Imagina una ciudad celestial, envuelta en una luz resplandeciente que emana de cada rincón, cada calle y cada edificio. Sus calles están pavimentadas con oro puro, tan brillante que parece fundirse con el propio resplandor del lugar. Las casas y palacios están adornados con gemas preciosas y exquisitos diseños, reflejando la gloria del Creador.
En el centro de esta majestuosa ciudad se encuentra un palacio magnífico, más imponente que cualquier otro edificio en el universo. Sus paredes están hechas de nácar, brillando con iridiscencia, y sus puertas son de perlas relucientes que parecen cantar al ser tocadas por la brisa celestial.
En el interior del palacio, los salones están decorados con la más pura seda blanca, como las nubes más suaves y esponjosas que flotan en el cielo. La música celestial llena el aire, melodías que son más que simples sonidos, son el eco del amor del Padre.
Y en el corazón de este espléndido palacio, se celebra la más gloriosa de las bodas: la unión del Cordero de Dios con su novia, la Iglesia. Los fieles que han recibido a Cristo como su Señor y Salvador están vestidos con túnicas blancas, radiantes como la luz misma, mientras esperan con anhelo el momento de unirse al banquete nupcial.

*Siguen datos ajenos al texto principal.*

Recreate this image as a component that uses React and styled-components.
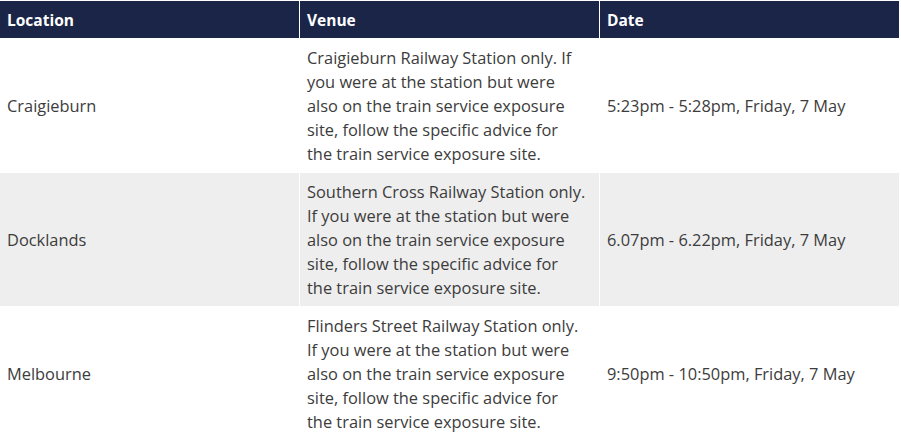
import styled, { createGlobalStyle } from 'styled-components';

const exposures = [
  {
    location: 'Craigieburn',
    venue: [
      'Craigieburn Railway Station only. If',
      'you were at the station but were',
      'also on the train service exposure',
      'site, follow the specific advice for',
      'the train service exposure site.',
    ],
    date: '5:23pm - 5:28pm, Friday, 7 May',
  },
  {
    location: 'Docklands',
    venue: [
      'Southern Cross Railway Station only.',
      'If you were at the station but were',
      'also on the train service exposure',
      'site, follow the specific advice for',
      'the train service exposure site.',
    ],
    date: '6.07pm - 6.22pm, Friday, 7 May',
  },
  {
    location: 'Melbourne',
    venue: [
      'Flinders Street Railway Station only.',
      'If you were at the station but were',
      'also on the train service exposure',
      'site, follow the specific advice for',
      'the train service exposure site.',
    ],
    date: '9:50pm - 10:50pm, Friday, 7 May',
  },
];

const App = () => {
  return (
    <>
      <GlobalStyle />
      <StyledTable>
        <thead>
          <tr>
            <HeadCell>Location</HeadCell>
            <HeadCell>Venue</HeadCell>
            <HeadCell>Date</HeadCell>
          </tr>
        </thead>
        <tbody>
          {exposures.map((row, i) => (
            <Row key={row.location} $striped={i % 2 === 1}>
              <Cell>{row.location}</Cell>
              <Cell>
                {row.venue.map((line) => (
                  <Line key={line}>{line}</Line>
                ))}
              </Cell>
              <Cell>{row.date}</Cell>
            </Row>
          ))}
        </tbody>
      </StyledTable>
    </>
  );
};

export default App;

const GlobalStyle = createGlobalStyle`
  body {
    margin: 0;
    background: #ffffff;
    font-family: "Open Sans", "Noto Sans", sans-serif;
  }
`;

const StyledTable = styled.table`
  border-collapse: collapse;
  margin-top: 1px;
  table-layout: fixed;
  width: 899px;
`;

const HeadCell = styled.th`
  background: #1b2547;
  border-left: 1px solid #ffffff;
  color: #ffffff;
  font-size: 15.5px;
  font-weight: 700;
  height: 37px;
  padding: 0 7px;
  text-align: left;
  width: 33.33%;

  &:first-child {
    border-left: none;
  }
`;

const Row = styled.tr`
  background: ${({ $striped }) => ($striped ? '#eeeeee' : '#ffffff')};
  border-top: 1px solid #ffffff;
`;

const Cell = styled.td`
  border-left: 1px solid #ffffff;
  color: #3c3c3c;
  font-size: 16.4px;
  height: 133px;
  line-height: 24px;
  padding: 0 7px;
  vertical-align: middle;
  white-space: nowrap;

  &:first-child {
    border-left: none;
  }
`;

const Line = styled.span`
  display: block;
`;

El banquete es abundante y exquisito, lleno de manjares celestiales que deleitan los sentidos y satisfacen el alma. Pero más allá de la comida y la bebida, hay una alegría indescriptible en el aire, una paz que sobrepasa todo entendimiento, porque en la presencia del Cordero no hay más lágrimas ni dolor, solo amor eterno y comunión perfecta.
Y mientras los ángeles cantan y los serafines danzan alrededor del trono de Dios, la boda del Cordero brilla como un faro de esperanza y redención para toda la creación. Es un momento eterno, un destello de gloria que trasciende el tiempo y el espacio, donde el amor de Dios se manifiesta en toda su plenitud.